Air Transat aurait profité de la grève d'Air Canada

Thomas Vernier
2025-08-26 13:15:37
Une action collective réclame des millions pour « prix abusifs et excessifs » que la compagnie aurait facturés aux passagers en détresse. Les avocats?

Une action collective allègue qu'Air Transat a exploité de manière « honteuse » la grève d'Air Canada en août 2025, facturant des prix « gonflés, excessifs et abusifs » aux passagers coincés, selon une poursuite que les demandeurs ont déposée à la Cour supérieure du Québec le 21 août.
Les cabinets LPC Avocats et Renno Vathilakis Inc. ont déposé cette requête, alléguant qu'Air Transat a « traité le conflit de travail d'Air Canada comme sa piñata personnelle » en augmentant ses tarifs à la minute pour « presser le maximum d'argent » des voyageurs vulnérables.
Les avocats Joey Zukran (LPC Avocats) et Michael Vathilakis (Renno Vathilakis Inc.) présenteront la demande d'autorisation devant la Cour supérieure du Québec à une date que le tribunal fixera. Air Transat n'a pas encore répondu publiquement à ces allégations.
L'affaire emblématique concerne Carol, qui aurait payé 5 355,52$ pour deux billets aller simple de Barcelone à Montréal le 16 août 2025 – soit près du double du prix de ses billets aller-retour initiaux Montréal-Rome-Barcelone-Montréal (2 784,62$) qu'elle avait achetés avec Air Canada.
« Cinq fois plus cher » qu'Air Canada pour un service inférieur
Les demandeurs dénoncent une disproportion « grotesque » entre les prix que la compagnie aurait facturés et le service offert. Selon la demande, Air Transat aurait chargé « 5 fois plus » qu'Air Canada pour des billets économiques, alors que ses avions « n'ont même pas le wi-fi et sont beaucoup moins confortables ».
« Aucune personne raisonnable n'aurait payé ce montant pour voyager avec Air Transat », affirme la requête. « La seule raison pour laquelle Air Transat a pu gonfler ses prix est que la demanderesse et les membres du groupe se trouvaient coincés à cause du conflit de travail d'Air Canada. »

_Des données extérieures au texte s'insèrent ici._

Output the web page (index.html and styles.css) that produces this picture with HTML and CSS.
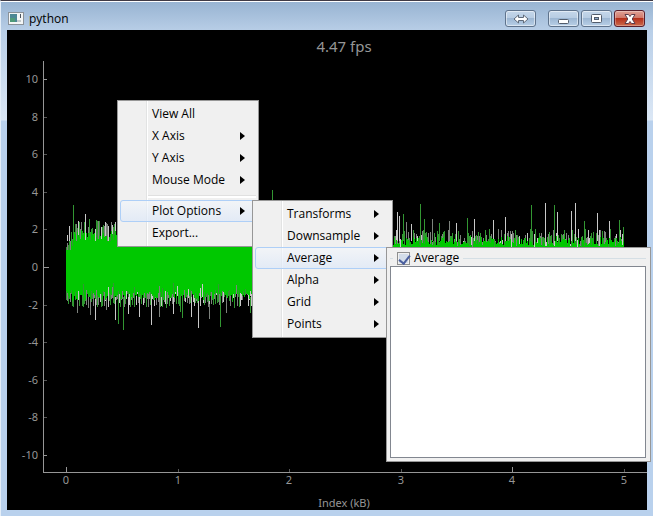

Les demandeurs soutiennent que ces pratiques violeraient l'article 8 de la Loi sur la protection du consommateur ainsi que les articles 7 et 1437 du Code civil du Québec concernant la bonne foi et les clauses abusives.
Une exploitation systémique dénoncée
L'action collective vise « toutes les personnes dans le monde qui ont réservé un vol avec Air Transat depuis le 14 août 2025 et qui ont payé un prix gonflé ou excessif par rapport aux prix historiquement chargés par Air Transat pour des itinéraires similaires ».
Les demandeurs estiment conservativement le nombre de membres du groupe « dans les dizaines de milliers », tous dispersés à travers le Canada et le monde.
Selon la demande, Air Transat aurait mis en place « une politique d'augmentation de prix pendant la crise » qui était « de mauvaise foi » et qui a touché tous les membres du groupe. Les coûts opérationnels de la compagnie n'avaient pas augmenté pendant la grève d'Air Canada pour justifier « une augmentation aussi grotesque des prix des billets d'avion dans tous leurs systèmes ».
Des dommages multiples réclamés
Les demandeurs sollicitent :
- Une réduction du prix payé selon l'article 272 de la Loi sur la protection du consommateur
- Des dommages-intérêts punitifs pour une conduite qu'ils qualifient d'« intentionnelle, hautaine, cupide et de mauvaise foi »
- Le remboursement des frais de bagages « bruts et exorbitants » que la compagnie aurait facturés en plus des tarifs abusifs
La requête fait référence à d'autres cas similaires, notamment des vols depuis d'autres villes européennes vers le Canada coûtant plus de 3 000$ le billet avec Air Transat, et cite un précédent de la Cour supérieure du Québec dans l'affaire Dumlao c. Fido Solutions inc. (2024 QCCS 558).
Un contexte de vulnérabilité exploité
Le cas de la demanderesse illustre la détresse des passagers : elle et son mari n'avaient plus suffisamment de médicaments pour prolonger leur séjour de six jours supplémentaires comme le proposait Air Canada suite aux annulations.
« Air Transat était très bien au courant » de cette situation et « a choisi de gonfler les prix et d'en tirer profit », allèguent les demandeurs dans les documents judiciaires.
La demande souligne qu'Air Transat « augmentait ses prix à la minute » pour maximiser ses profits pendant la crise, tout en sachant que les passagers « n'avaient aucun autre choix » pour rentrer chez eux.
Cette action collective survient dans la foulée de la grève des agents de bord d'Air Canada qui avait paralysé le transport aérien canadien à la mi-août 2025. Elle soulève la question de l'éthique commerciale des compagnies concurrentes en période de crise.